问题
My scrapy application is outputting this long chain of exceptions and I am failing to see what the issue is and the last one has me especially confused.
Before I explain why here is the chain:
2020-11-04 17:38:58,394:ERROR:Error while obtaining start requests
Traceback (most recent call last):
File "C:\Users\lguarro\Anaconda3\envs\virtual_workspace\lib\site-packages\urllib3\connectionpool.py", line 670, in urlopen
httplib_response = self._make_request(
File "C:\Users\lguarro\Anaconda3\envs\virtual_workspace\lib\site-packages\urllib3\connectionpool.py", line 426, in _make_request
six.raise_from(e, None)
File "<string>", line 3, in raise_from
File "C:\Users\lguarro\Anaconda3\envs\virtual_workspace\lib\site-packages\urllib3\connectionpool.py", line 421, in _make_request
httplib_response = conn.getresponse()
File "C:\Users\lguarro\Anaconda3\envs\virtual_workspace\lib\http\client.py", line 1347, in getresponse
response.begin()
File "C:\Users\lguarro\Anaconda3\envs\virtual_workspace\lib\http\client.py", line 307, in begin
version, status, reason = self._read_status()
File "C:\Users\lguarro\Anaconda3\envs\virtual_workspace\lib\http\client.py", line 276, in _read_status
raise RemoteDisconnected("Remote end closed connection without"

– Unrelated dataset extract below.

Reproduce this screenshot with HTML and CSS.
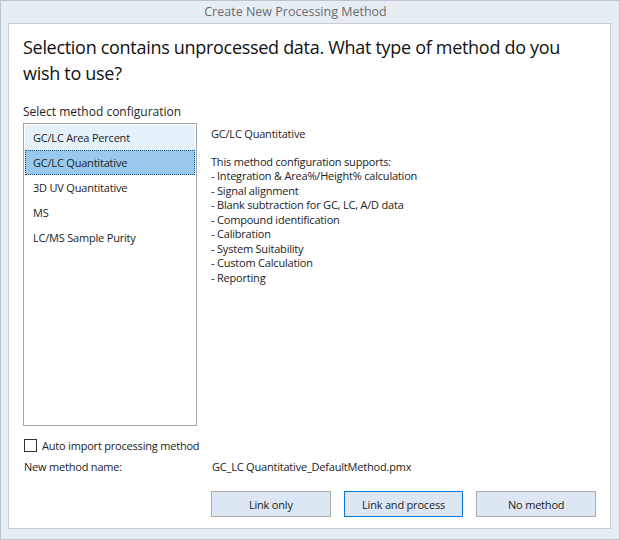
FILE: index.html
```html
<!DOCTYPE html>
<html lang="en">
<head>
    <meta charset="UTF-8">
    <title>Create New Processing Method</title>
    <link rel="stylesheet" href="styles.css">
</head>
<body>
    <div class="dialog">
        <div class="dialog-title">Create New Processing Method</div>

        <div class="dialog-body">
            <h1 class="question">Selection contains unprocessed data. What type of method do you wish to use?</h1>

            <div class="section-label">Select method configuration</div>

            <div class="config-row">
                <ul class="method-list">
                    <li class="method-item hover">GC/LC Area Percent</li>
                    <li class="method-item selected">GC/LC Quantitative</li>
                    <li class="method-item">3D UV Quantitative</li>
                    <li class="method-item">MS</li>
                    <li class="method-item">LC/MS Sample Purity</li>
                </ul>

                <div class="method-info">
                    <div class="info-title">GC/LC Quantitative</div>
                    <div class="info-lines">
                        <div>This method configuration supports:</div>
                        <div>- Integration &amp; Area%/Height% calculation</div>
                        <div>- Signal alignment</div>
                        <div>- Blank subtraction for GC, LC, A/D data</div>
                        <div>- Compound identification</div>
                        <div>- Calibration</div>
                        <div>- System Suitability</div>
                        <div>- Custom Calculation</div>
                        <div>- Reporting</div>
                    </div>
                </div>
            </div>

            <label class="check-row">
                <span class="check-box"></span>
                Auto import processing method
            </label>

            <div class="name-row">
                <span class="name-label">New method name:</span>
                <span class="name-value">GC_LC Quantitative_DefaultMethod.pmx</span>
            </div>

            <div class="button-row">
                <button class="btn">Link only</button>
                <button class="btn default">Link and process</button>
                <button class="btn">No method</button>
            </div>
        </div>
    </div>
</body>
</html>
```

FILE: styles.css
```css
html, body {
    margin: 0;
    padding: 0;
}

body {
    font-family: 'Open Sans', 'Noto Sans', sans-serif;
    color: #1e1e1e;
    background: #fff;
}

.dialog {
    width: 620px;
    height: 540px;
    box-sizing: border-box;
    border: 1px solid #bcc3cc;
    background: #e6edf5;
    display: flex;
    flex-direction: column;
}

.dialog-title {
    height: 22px;
    line-height: 22px;
    text-align: center;
    font-size: 12.5px;
    color: #6b6b6b;
    padding-right: 29px;
}

.dialog-body {
    margin: 0 8px 0 7px;
    height: 506px;
    box-sizing: border-box;
    border: 1px solid #c9ced5;
    background: #fff;
    padding: 10px 14px 0 14px;
    display: flex;
    flex-direction: column;
}

.question {
    margin: 0;
    font-size: 18px;
    font-weight: normal;
    line-height: 26px;
    letter-spacing: -0.3px;
    color: #111;
}

.section-label {
    margin-top: 18px;
    font-size: 12px;
    line-height: 16px;
}

.config-row {
    display: flex;
    margin-top: 3px;
    font-size: 11px;
    letter-spacing: -0.2px;
    color: #222;
}

.method-list {
    list-style: none;
    margin: 0;
    padding: 1px;
    width: 174px;
    height: 303px;
    box-sizing: border-box;
    border: 1px solid #a5a5a5;
    flex-shrink: 0;
}

.method-item {
    height: 25px;
    line-height: 25px;
    padding-left: 8px;
    box-sizing: border-box;
}

.method-item.hover {
    background: #e5f1fb;
}

.method-item.selected {
    background: #99c9ef;
    border: 1px dotted #1d4f7c;
    line-height: 23px;
    padding-left: 7px;
}

.method-info {
    margin-left: 14px;
    padding-top: 4px;
}

.info-title {
    line-height: 14.5px;
    margin-bottom: 13px;
}

.info-lines div {
    line-height: 14.5px;
}

.check-row {
    display: flex;
    align-items: center;
    margin-top: 12px;
    font-size: 11px;
    letter-spacing: -0.2px;
    color: #222;
    gap: 5px;
}

.check-box {
    width: 11px;
    height: 11px;
    border: 1px solid #333;
    background: #fff;
    margin-left: 1px;
}

.name-row {
    display: flex;
    margin-top: 6px;
    font-size: 11px;
    letter-spacing: -0.2px;
    color: #222;
    padding-left: 1px;
}

.name-label {
    width: 188px;
}

.button-row {
    display: flex;
    gap: 13px;
    margin-top: 17px;
    padding-left: 188px;
}

.btn {
    width: 120px;
    height: 26px;
    border: 1px solid #a8adb5;
    background: #dce7f3;
    font-family: 'Open Sans', 'Noto Sans', sans-serif;
    font-size: 11px;
    letter-spacing: -0.2px;
    color: #222;
    padding: 0;
}

.btn.default {
    border-color: #0a78d7;
}
```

http.client.RemoteDisconnected: Remote end closed connection without response
During handling of the above exception, another exception occurred:
Traceback (most recent call last):
File "C:\Users\lguarro\Anaconda3\envs\virtual_workspace\lib\site-packages\requests\adapters.py", line 439, in send
resp = conn.urlopen(
File "C:\Users\lguarro\Anaconda3\envs\virtual_workspace\lib\site-packages\urllib3\connectionpool.py", line 726, in urlopen
retries = retries.increment(
File "C:\Users\lguarro\Anaconda3\envs\virtual_workspace\lib\site-packages\urllib3\util\retry.py", line 403, in increment
raise six.reraise(type(error), error, _stacktrace)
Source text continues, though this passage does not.